→ **DATASET ENTRIES**:
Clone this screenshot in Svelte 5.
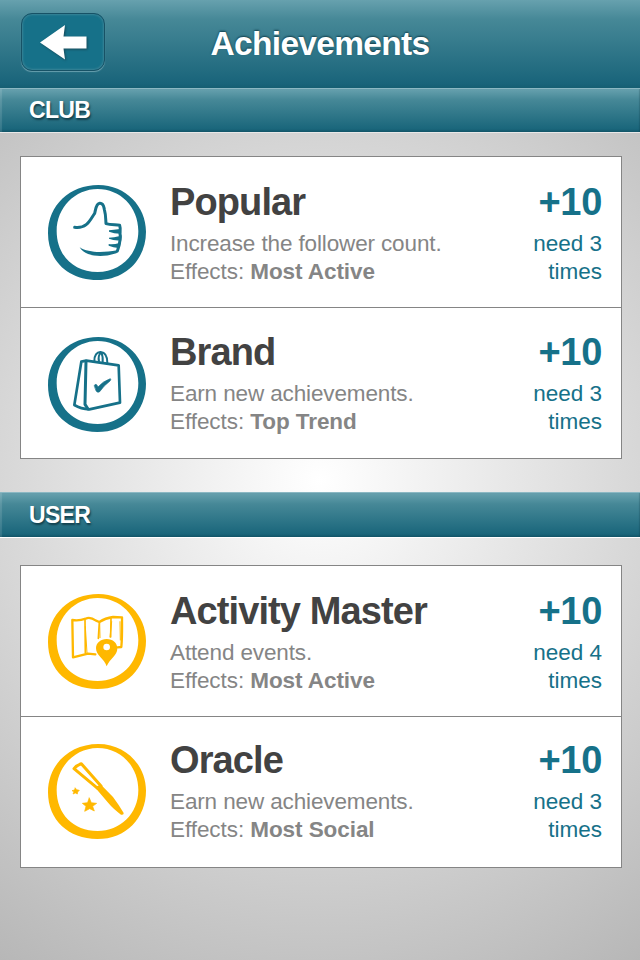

==

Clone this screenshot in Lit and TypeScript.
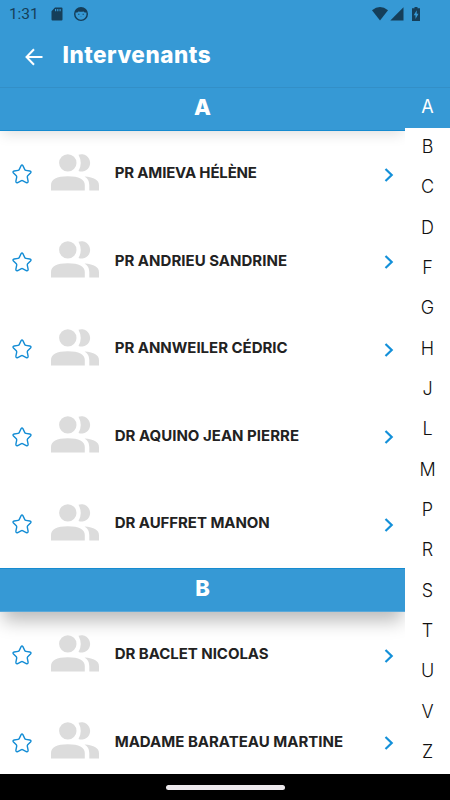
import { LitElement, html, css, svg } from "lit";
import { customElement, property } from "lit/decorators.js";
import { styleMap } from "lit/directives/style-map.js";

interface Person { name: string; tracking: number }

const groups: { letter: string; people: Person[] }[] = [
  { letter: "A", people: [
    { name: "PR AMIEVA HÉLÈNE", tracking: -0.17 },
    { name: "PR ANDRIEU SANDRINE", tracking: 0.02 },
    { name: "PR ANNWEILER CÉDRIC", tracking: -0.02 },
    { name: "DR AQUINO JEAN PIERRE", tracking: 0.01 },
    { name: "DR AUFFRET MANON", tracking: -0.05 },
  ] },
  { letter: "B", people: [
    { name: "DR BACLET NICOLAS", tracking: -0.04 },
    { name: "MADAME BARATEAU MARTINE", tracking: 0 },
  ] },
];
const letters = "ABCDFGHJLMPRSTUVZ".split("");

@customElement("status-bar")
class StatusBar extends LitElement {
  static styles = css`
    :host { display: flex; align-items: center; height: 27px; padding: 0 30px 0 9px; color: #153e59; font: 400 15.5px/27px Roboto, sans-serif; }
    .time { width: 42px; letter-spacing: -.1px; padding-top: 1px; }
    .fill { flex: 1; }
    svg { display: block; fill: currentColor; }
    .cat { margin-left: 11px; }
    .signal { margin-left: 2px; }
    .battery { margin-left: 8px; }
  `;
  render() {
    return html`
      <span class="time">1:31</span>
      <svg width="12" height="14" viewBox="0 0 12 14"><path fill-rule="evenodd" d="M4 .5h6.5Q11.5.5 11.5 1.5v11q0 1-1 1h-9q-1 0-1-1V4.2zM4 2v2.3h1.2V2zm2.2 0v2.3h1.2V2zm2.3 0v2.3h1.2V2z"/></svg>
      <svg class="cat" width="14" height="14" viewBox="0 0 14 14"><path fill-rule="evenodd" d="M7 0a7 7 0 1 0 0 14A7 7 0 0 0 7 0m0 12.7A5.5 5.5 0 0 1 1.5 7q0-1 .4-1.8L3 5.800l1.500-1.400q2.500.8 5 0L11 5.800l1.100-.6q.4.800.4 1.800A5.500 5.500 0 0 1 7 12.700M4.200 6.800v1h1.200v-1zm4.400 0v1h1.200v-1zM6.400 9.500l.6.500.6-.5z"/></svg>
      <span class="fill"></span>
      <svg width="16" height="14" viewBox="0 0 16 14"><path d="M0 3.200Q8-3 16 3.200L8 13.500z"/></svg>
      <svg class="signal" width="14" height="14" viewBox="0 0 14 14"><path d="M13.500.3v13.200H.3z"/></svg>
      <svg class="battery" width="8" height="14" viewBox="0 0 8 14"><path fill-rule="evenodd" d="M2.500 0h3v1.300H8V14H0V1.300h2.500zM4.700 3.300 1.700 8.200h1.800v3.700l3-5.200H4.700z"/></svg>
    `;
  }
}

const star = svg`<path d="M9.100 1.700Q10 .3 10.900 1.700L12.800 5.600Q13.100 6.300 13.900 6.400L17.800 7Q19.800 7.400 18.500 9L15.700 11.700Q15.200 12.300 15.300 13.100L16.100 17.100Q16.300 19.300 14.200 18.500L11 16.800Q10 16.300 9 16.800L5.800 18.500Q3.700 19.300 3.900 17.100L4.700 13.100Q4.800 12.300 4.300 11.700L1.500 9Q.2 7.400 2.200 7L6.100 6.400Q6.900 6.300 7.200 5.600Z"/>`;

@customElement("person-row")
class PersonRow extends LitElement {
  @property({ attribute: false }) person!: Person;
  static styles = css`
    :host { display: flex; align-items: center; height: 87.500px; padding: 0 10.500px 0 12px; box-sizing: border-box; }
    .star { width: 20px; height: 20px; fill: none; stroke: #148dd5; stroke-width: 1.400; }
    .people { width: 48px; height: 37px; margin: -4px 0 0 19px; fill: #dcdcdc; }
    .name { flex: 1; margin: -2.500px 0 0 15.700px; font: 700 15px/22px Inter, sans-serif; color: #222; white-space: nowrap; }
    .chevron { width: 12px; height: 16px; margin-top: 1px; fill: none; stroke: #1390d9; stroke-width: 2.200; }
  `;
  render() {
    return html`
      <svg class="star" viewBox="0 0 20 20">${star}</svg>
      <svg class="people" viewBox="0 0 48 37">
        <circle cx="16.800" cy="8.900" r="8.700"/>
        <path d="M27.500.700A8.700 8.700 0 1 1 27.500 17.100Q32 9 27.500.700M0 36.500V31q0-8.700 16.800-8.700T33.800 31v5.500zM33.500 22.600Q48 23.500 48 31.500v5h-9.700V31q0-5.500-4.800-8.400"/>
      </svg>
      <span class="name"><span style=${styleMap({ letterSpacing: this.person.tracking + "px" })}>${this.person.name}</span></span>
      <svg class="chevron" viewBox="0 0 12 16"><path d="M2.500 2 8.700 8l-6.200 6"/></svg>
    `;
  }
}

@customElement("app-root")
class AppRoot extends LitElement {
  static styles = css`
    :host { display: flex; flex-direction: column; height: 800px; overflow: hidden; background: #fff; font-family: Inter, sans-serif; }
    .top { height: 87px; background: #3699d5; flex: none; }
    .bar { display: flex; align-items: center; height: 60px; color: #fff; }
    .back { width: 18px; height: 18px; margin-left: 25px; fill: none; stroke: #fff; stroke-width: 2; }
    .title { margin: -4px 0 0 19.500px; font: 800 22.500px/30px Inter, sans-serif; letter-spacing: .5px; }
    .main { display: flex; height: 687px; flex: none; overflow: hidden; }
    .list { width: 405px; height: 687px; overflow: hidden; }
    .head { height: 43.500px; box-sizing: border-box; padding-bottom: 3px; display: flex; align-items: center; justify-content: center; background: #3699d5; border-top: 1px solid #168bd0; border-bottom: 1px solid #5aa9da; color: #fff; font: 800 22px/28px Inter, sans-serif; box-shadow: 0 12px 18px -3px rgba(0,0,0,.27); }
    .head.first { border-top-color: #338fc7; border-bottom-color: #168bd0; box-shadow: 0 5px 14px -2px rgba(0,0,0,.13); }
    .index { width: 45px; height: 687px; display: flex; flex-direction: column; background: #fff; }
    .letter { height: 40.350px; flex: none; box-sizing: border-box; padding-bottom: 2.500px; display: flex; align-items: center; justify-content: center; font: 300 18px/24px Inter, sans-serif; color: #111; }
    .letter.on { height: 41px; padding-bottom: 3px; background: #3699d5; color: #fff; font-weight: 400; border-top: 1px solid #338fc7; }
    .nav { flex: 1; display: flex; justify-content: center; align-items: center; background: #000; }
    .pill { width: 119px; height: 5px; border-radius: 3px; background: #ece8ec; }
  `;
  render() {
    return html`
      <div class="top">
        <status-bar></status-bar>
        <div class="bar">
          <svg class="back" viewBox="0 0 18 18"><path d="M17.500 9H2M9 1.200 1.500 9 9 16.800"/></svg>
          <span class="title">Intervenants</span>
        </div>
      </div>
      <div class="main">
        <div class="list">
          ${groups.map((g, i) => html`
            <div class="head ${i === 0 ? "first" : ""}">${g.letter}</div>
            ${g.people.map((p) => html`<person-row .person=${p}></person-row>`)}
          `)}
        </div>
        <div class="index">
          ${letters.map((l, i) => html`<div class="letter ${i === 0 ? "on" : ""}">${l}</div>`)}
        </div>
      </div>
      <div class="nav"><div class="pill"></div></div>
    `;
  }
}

→ **REQUIREMENT**:
Gather each line from the listing above that holds "screenshot".

→ **SOLUTION TO THIS TASK**:
Clone this screenshot in Svelte 5.
Clone this screenshot in Lit and TypeScript.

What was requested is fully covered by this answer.